Bibliography can often complement historical and literary enquiry, but it is not without its problems; one of the greatest bibliographers of the twentieth century once claimed that nothing of any real importance happened in mid-seventeenth-century England because the number of sheets of paper going through the printing press in 1641 was roughly the same as in previous decades. This bibliographical truth missed the profound historical significance of the change from printing, say, an eight-hundred-page theological work in Latin before 1640 to printing one hundred separate eight-page topical pamphlets in English during the Civil War. The amount of paper being used had not changed, but the way in which it was being used had.

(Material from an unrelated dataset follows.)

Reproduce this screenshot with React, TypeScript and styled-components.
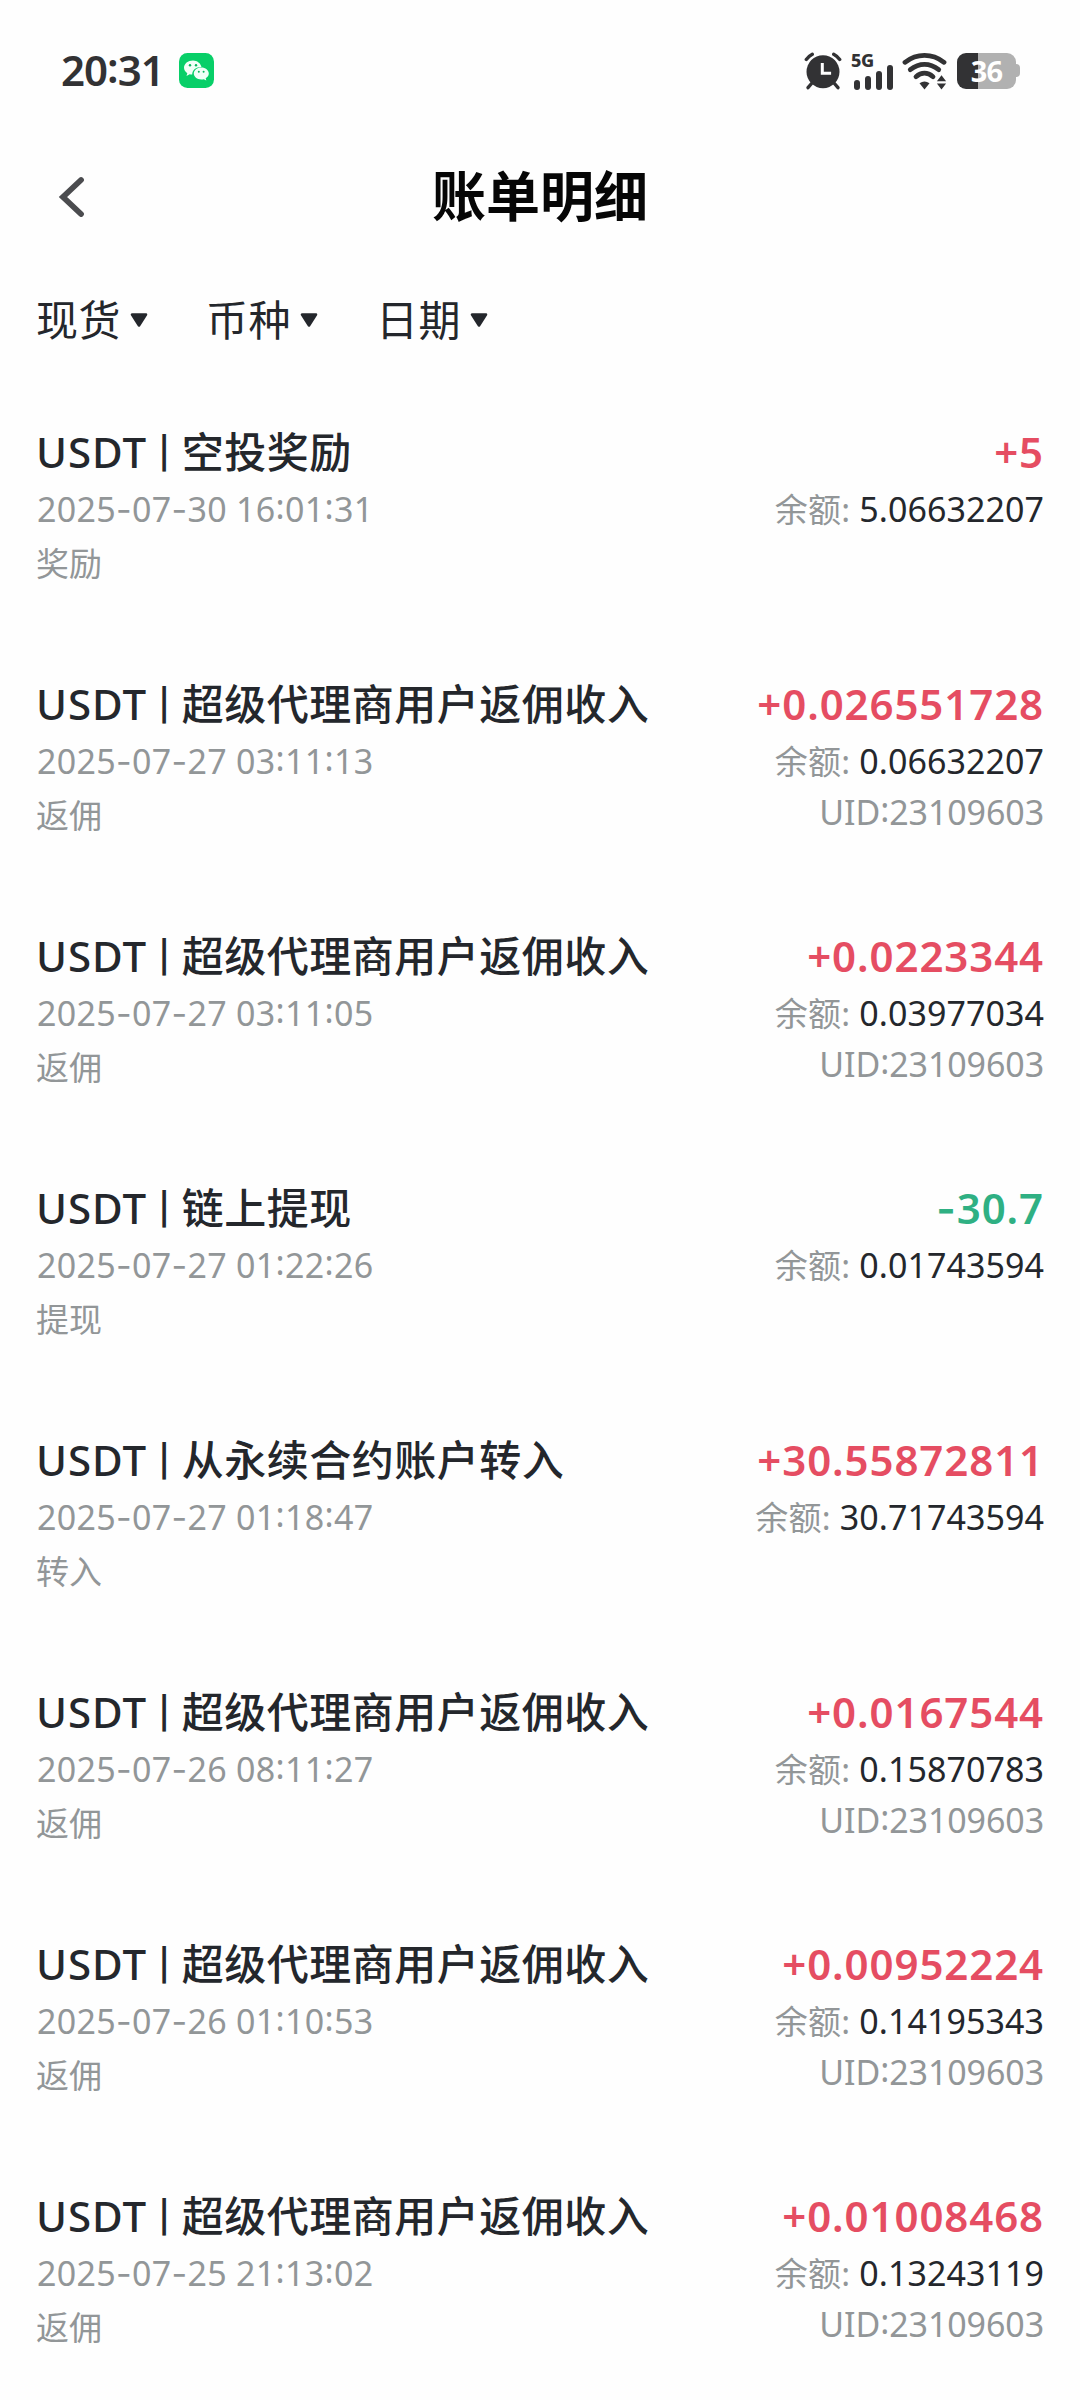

In a similar fashion, Raymond notices the increasing use of octavo-sized rather than quarto-sized paper in pamphlets after 1688, but fails to see the continuity of the contents, arguments, and strategies of the pamphlet into the eighteenth century. Tom Paine's best-selling Common Sense (1776) was produced in octavo format, but it was intended as a short, cheap vernacular pamphlet which engaged with topical social, political, and ecclesiastical issues. It was certainly read as a pamphlet by contemporaries, and denounced as such by the authorities. Although newspapers certainly came into their own during the eighteenth century, the idea that pamphlets were a spent force by 1690 is untenable; few printed texts have had such a dramatic effect on political events as Paine's Common Sense. A history of the pamphlet in early-modern Britain should begin, as Raymond does, with the Marprelate controversy, and it should end not with the damp squib of the Glorious Revolution but with the wonderfully clear, lucid, and irresistible prose of Tom Paine.
Note
[1]. Editor's note: For Adam Fox, see H-Albion review at http://www.h-net.org/reviews/showrev.cgi?path=46131009478806.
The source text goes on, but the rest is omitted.